▸ **GOAL**
Gather every line holding the string "that".

▸ **DATA EXTRACT**
+ + + +

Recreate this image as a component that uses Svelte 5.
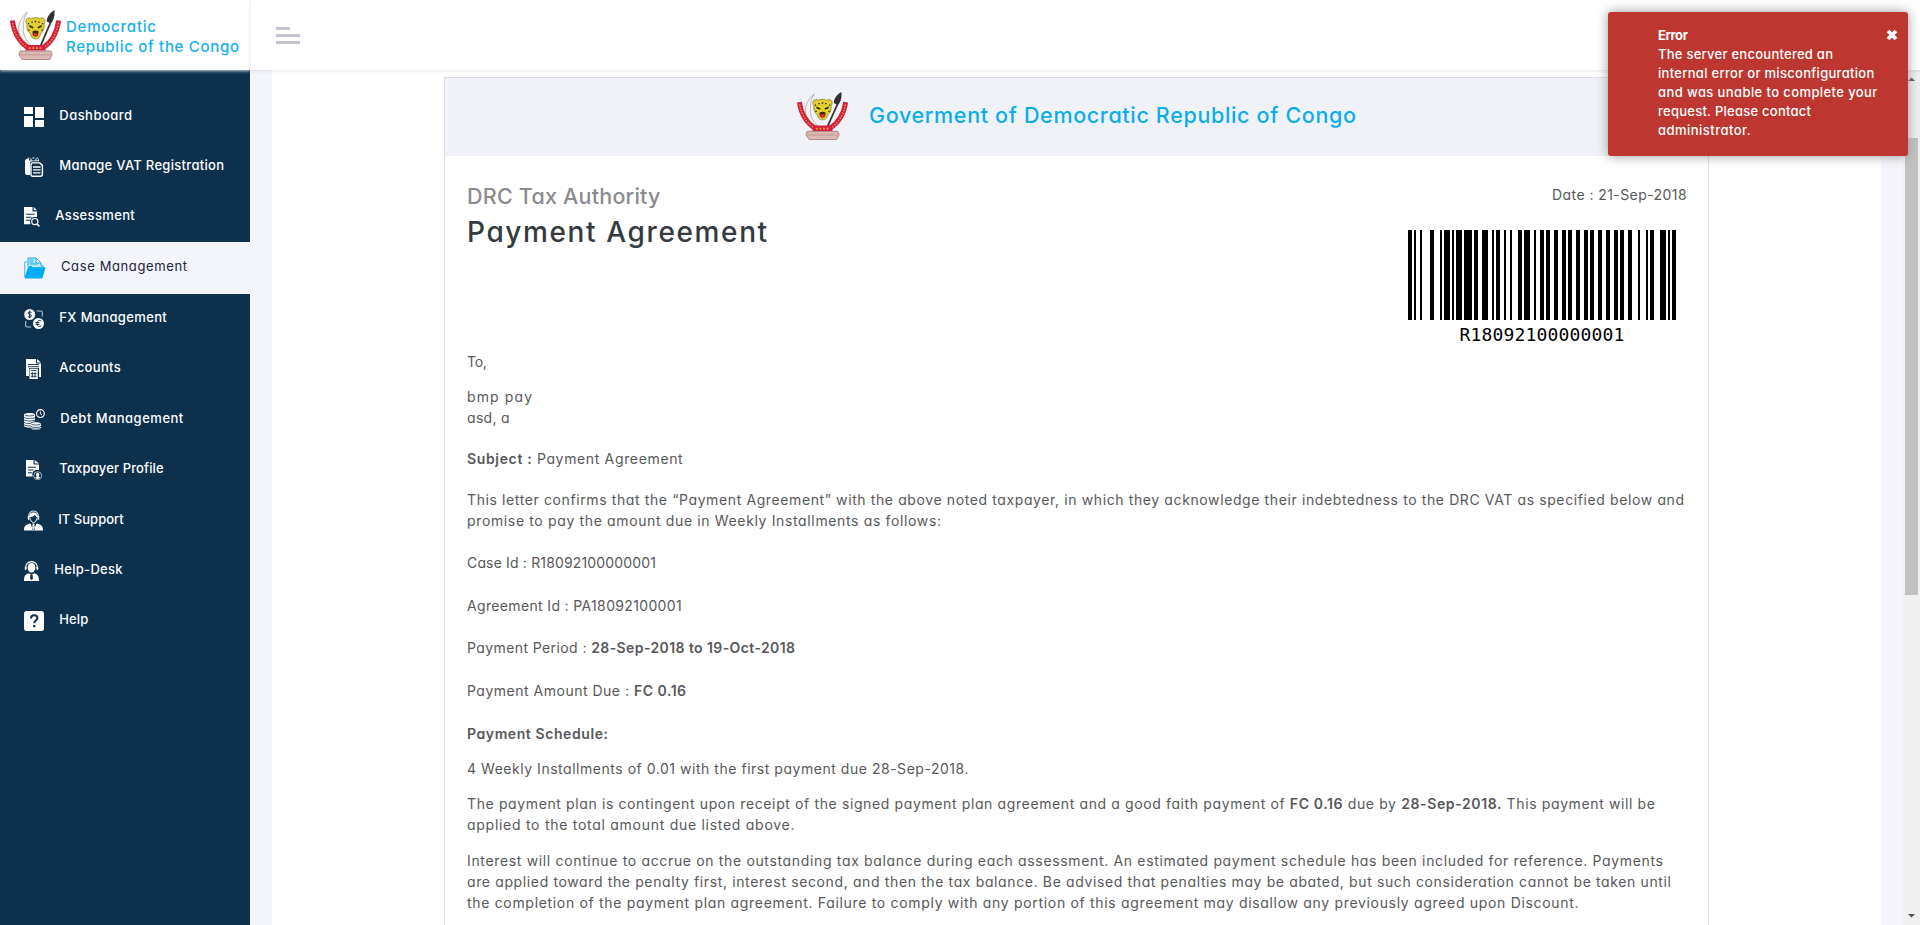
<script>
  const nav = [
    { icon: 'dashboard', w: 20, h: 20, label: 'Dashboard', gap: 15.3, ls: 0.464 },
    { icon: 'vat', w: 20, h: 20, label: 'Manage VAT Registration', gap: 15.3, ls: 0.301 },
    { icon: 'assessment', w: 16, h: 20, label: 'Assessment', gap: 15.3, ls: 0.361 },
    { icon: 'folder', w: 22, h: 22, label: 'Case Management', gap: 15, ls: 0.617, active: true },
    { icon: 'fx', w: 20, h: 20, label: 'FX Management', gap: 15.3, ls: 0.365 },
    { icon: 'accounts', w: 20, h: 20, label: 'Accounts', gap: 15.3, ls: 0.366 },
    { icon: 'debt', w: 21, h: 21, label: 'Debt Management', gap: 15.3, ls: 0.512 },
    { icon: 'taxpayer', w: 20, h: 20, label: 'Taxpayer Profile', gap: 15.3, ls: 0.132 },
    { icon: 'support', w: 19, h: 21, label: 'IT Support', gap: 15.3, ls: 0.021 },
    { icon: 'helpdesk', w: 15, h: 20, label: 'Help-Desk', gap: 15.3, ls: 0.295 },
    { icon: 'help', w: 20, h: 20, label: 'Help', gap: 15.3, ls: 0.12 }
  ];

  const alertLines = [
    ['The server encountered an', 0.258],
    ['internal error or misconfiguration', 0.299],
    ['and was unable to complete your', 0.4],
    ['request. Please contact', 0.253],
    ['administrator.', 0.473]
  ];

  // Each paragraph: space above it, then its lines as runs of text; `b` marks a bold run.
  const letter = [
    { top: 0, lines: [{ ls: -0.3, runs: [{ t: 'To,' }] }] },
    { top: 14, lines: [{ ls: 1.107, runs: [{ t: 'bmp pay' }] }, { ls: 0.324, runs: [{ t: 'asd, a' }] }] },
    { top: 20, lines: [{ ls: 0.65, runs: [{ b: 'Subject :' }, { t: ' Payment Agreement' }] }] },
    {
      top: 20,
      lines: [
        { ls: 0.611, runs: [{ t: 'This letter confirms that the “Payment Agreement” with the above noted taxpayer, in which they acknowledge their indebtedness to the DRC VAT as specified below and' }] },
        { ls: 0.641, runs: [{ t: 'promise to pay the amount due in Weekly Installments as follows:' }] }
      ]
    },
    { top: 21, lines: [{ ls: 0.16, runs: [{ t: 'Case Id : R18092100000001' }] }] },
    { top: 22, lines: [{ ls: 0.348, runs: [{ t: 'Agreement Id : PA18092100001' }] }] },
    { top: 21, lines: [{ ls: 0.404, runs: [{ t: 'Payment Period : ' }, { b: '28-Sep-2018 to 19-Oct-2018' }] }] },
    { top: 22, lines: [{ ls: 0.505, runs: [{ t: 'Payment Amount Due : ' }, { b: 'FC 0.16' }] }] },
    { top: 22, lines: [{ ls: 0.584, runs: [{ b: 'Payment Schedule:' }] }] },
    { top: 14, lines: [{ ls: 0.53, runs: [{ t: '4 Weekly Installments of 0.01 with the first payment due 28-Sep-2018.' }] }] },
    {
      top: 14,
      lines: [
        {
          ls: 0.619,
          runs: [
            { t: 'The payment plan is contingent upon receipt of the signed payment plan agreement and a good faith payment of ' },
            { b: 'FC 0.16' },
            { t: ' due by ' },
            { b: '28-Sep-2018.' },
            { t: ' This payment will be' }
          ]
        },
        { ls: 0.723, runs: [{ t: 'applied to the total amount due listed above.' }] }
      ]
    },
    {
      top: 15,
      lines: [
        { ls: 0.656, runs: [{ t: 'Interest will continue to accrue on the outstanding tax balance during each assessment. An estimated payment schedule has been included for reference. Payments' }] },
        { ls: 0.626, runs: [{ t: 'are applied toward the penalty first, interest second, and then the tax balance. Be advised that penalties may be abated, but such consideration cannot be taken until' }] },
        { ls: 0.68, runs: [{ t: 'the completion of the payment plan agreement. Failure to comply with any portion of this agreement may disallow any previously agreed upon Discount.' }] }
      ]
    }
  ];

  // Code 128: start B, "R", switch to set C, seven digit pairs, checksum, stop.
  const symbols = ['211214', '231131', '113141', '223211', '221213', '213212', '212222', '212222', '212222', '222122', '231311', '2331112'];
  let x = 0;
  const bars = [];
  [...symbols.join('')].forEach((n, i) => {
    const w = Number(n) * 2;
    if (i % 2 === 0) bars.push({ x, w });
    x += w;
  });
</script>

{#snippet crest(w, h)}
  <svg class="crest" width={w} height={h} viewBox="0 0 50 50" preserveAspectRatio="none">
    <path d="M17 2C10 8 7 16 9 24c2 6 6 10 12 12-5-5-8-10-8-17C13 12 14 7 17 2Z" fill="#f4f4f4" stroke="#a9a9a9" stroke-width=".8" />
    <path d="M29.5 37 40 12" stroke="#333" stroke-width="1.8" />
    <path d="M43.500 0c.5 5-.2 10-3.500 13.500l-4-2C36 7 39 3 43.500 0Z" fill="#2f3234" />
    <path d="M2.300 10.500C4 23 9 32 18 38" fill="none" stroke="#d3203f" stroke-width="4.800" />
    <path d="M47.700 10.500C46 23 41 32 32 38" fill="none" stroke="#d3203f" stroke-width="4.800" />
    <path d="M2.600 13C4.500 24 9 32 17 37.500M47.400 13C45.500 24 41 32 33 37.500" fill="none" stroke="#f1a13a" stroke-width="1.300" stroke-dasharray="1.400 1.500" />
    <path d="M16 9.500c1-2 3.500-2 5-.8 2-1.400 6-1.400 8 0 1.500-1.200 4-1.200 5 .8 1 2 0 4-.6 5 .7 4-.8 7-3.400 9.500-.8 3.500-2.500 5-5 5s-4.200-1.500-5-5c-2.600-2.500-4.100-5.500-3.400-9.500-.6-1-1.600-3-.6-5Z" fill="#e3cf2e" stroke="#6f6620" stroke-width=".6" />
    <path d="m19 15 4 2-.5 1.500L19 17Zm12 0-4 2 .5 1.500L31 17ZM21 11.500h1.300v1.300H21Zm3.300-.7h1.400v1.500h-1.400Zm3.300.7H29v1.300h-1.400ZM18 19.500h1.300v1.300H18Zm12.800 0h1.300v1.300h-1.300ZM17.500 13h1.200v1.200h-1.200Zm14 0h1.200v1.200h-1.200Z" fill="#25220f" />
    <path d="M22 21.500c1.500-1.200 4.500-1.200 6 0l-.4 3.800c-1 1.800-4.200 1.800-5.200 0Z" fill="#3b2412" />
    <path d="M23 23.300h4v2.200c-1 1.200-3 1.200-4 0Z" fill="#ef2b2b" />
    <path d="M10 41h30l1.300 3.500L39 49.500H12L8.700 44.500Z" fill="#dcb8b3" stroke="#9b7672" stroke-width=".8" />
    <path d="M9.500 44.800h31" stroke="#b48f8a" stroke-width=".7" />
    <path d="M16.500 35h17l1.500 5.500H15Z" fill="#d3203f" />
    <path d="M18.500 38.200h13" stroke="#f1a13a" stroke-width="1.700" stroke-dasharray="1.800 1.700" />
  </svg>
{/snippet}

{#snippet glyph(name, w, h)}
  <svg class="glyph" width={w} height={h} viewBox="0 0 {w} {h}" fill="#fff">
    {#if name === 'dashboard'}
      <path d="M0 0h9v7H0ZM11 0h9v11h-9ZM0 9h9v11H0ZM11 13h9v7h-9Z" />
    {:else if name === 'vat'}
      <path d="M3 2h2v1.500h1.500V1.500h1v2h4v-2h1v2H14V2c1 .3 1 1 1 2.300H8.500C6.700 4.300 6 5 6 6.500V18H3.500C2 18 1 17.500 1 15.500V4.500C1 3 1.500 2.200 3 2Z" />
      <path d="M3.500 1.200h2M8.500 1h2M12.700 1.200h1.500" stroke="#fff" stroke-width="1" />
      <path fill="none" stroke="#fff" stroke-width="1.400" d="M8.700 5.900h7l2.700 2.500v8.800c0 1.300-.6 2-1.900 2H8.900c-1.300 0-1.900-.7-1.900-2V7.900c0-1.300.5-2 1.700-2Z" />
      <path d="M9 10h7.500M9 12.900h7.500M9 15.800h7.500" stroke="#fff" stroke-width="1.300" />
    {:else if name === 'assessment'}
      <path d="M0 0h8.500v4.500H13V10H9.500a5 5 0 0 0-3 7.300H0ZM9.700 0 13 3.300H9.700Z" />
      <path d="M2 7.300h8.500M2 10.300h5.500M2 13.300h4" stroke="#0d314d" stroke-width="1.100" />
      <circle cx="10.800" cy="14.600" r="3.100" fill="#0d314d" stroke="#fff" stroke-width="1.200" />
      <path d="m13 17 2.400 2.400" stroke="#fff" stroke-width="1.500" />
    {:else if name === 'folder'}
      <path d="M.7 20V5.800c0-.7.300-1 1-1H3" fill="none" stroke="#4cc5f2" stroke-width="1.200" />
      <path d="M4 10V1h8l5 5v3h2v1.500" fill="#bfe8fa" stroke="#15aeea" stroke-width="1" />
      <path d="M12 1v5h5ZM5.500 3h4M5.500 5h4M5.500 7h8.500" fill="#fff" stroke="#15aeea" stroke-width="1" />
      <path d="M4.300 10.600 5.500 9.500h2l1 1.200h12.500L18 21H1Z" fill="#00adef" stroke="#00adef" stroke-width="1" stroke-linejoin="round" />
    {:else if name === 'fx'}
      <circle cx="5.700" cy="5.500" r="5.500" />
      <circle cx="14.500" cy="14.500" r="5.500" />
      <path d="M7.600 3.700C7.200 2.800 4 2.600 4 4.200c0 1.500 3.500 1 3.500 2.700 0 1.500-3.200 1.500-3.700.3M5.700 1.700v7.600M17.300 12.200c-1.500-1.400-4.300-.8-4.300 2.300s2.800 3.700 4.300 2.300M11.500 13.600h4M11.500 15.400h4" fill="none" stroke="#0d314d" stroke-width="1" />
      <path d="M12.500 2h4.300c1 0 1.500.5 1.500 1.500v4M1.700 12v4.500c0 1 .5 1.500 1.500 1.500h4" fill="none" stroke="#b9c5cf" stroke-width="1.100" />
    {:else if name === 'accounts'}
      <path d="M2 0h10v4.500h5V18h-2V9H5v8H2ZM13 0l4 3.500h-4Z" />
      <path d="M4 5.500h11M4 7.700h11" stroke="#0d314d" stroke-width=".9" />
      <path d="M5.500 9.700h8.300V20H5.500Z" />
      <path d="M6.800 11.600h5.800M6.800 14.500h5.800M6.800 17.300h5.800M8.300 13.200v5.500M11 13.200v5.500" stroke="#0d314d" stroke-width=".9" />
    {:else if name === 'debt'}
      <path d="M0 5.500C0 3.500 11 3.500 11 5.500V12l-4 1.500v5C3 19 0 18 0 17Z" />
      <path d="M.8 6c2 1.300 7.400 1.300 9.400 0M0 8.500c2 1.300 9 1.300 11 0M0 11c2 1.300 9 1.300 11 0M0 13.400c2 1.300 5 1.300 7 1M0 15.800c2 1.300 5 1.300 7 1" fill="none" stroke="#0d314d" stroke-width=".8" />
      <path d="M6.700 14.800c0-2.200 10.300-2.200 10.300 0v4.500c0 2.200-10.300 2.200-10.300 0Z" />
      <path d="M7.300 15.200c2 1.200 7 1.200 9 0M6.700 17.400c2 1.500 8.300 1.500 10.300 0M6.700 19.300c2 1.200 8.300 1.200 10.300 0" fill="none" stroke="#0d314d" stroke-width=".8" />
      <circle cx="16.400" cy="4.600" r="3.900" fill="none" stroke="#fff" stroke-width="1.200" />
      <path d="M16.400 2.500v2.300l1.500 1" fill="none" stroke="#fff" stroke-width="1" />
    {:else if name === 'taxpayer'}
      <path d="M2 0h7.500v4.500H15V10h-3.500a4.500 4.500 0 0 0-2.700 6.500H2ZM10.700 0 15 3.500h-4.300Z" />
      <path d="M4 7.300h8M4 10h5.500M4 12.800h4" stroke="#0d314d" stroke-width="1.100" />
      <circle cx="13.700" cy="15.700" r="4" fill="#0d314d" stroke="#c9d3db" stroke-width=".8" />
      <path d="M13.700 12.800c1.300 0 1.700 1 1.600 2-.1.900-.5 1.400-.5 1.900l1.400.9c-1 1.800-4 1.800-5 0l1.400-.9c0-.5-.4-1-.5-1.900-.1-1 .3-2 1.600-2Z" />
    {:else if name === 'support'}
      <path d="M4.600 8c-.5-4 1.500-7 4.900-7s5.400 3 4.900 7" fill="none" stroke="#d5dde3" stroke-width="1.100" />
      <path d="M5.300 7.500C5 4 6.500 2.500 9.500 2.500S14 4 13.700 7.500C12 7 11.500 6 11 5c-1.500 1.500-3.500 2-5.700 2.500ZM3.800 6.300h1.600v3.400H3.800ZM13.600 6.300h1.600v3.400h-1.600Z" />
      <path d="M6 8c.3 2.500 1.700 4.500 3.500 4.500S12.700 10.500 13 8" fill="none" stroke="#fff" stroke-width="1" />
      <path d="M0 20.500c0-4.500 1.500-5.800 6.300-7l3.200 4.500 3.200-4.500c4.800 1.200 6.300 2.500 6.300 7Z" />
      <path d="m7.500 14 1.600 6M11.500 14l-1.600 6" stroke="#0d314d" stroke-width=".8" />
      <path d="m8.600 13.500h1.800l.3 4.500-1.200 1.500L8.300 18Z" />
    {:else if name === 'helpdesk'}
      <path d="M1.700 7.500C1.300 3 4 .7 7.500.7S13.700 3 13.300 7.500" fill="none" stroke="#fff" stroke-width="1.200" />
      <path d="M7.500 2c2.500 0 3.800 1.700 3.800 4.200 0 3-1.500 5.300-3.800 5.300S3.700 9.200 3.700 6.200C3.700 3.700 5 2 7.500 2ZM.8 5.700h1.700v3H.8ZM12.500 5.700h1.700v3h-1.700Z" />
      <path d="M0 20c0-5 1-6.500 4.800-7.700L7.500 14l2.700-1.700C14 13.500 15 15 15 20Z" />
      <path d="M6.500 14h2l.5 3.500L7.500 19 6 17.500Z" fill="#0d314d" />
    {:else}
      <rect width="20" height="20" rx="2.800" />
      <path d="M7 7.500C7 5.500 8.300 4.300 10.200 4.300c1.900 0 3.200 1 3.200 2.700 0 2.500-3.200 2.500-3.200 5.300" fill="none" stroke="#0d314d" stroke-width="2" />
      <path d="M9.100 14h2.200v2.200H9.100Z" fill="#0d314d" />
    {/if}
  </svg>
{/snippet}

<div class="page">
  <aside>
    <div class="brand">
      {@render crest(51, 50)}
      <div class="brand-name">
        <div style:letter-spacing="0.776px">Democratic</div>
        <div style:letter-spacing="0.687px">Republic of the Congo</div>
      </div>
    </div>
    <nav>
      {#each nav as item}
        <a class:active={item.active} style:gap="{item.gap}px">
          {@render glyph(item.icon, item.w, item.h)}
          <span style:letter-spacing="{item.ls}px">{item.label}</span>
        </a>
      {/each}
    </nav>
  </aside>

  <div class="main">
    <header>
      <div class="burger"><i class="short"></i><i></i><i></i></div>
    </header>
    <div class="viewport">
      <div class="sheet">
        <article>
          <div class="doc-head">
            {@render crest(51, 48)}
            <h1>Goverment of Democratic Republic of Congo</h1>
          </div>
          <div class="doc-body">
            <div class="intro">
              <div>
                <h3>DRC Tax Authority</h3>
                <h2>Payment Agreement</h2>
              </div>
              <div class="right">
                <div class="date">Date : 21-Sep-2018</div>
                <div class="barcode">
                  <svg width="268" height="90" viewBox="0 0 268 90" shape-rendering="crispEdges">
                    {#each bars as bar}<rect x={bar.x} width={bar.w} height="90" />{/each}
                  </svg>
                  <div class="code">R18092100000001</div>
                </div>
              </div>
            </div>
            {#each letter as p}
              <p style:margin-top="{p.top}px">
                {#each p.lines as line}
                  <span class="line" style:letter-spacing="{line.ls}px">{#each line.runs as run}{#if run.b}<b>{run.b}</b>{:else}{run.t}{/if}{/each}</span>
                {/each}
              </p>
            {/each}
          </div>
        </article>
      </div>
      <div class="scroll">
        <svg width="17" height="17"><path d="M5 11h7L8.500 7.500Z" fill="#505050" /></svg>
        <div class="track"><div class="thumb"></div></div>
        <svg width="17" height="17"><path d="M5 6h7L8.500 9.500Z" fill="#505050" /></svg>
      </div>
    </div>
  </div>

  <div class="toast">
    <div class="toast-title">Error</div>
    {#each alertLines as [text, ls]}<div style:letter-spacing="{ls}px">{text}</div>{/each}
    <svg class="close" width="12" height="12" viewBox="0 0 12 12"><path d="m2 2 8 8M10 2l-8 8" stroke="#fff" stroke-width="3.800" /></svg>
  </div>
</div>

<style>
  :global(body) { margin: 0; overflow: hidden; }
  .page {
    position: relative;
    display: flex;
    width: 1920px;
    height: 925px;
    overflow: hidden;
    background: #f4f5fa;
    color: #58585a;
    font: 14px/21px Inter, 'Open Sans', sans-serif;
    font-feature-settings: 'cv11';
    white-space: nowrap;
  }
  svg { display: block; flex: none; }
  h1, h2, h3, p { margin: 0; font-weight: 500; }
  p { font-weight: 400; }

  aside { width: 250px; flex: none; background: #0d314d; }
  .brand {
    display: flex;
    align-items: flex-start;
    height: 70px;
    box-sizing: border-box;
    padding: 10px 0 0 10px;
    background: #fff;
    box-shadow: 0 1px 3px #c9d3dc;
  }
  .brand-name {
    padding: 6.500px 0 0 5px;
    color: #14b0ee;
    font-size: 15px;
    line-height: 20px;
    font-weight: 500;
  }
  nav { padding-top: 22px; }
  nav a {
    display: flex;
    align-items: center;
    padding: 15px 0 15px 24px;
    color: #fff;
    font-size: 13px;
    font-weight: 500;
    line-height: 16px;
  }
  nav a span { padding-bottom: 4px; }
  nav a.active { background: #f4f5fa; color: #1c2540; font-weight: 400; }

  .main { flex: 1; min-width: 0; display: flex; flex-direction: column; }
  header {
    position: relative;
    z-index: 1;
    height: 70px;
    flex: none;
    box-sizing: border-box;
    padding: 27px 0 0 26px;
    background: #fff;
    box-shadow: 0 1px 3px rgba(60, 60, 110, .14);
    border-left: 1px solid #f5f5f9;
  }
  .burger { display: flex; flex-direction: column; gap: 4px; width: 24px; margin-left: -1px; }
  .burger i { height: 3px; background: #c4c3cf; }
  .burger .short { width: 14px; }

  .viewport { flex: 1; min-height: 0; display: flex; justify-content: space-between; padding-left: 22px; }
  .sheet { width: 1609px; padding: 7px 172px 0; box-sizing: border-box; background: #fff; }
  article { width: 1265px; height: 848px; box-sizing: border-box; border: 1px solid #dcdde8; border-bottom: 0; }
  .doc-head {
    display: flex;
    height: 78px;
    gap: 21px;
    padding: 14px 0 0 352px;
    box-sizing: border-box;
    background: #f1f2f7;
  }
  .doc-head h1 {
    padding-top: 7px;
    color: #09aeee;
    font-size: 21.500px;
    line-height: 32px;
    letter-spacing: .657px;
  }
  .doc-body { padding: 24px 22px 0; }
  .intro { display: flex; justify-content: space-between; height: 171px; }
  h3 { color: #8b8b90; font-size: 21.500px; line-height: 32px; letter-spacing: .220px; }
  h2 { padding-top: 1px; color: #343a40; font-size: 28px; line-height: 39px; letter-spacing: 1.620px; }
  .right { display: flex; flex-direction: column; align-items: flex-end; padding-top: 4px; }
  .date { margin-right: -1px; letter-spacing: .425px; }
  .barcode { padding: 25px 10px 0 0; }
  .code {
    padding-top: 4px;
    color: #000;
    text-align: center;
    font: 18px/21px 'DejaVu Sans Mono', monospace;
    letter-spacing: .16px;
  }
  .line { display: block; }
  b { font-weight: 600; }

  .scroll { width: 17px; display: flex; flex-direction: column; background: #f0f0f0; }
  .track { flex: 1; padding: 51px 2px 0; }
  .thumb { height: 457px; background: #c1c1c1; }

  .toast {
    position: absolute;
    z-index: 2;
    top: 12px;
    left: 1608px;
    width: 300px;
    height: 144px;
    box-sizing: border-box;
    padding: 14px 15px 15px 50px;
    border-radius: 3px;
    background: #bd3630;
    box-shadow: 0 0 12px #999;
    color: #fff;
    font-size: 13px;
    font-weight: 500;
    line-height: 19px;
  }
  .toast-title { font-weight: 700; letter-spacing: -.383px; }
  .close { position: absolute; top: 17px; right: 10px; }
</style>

+ + + +

▸ **OUTPUT FOR THIS TASK**
Recreate this image as a component that uses Svelte 5.
        { ls: 0.611, runs: [{ t: 'This letter confirms that the “Payment Agreement” with the above noted taxpayer, in which they acknowledge their indebtedness to the DRC VAT as specified below and' }] },
        { ls: 0.626, runs: [{ t: 'are applied toward the penalty first, interest second, and then the tax balance. Be advised that penalties may be abated, but such consideration cannot be taken until' }] },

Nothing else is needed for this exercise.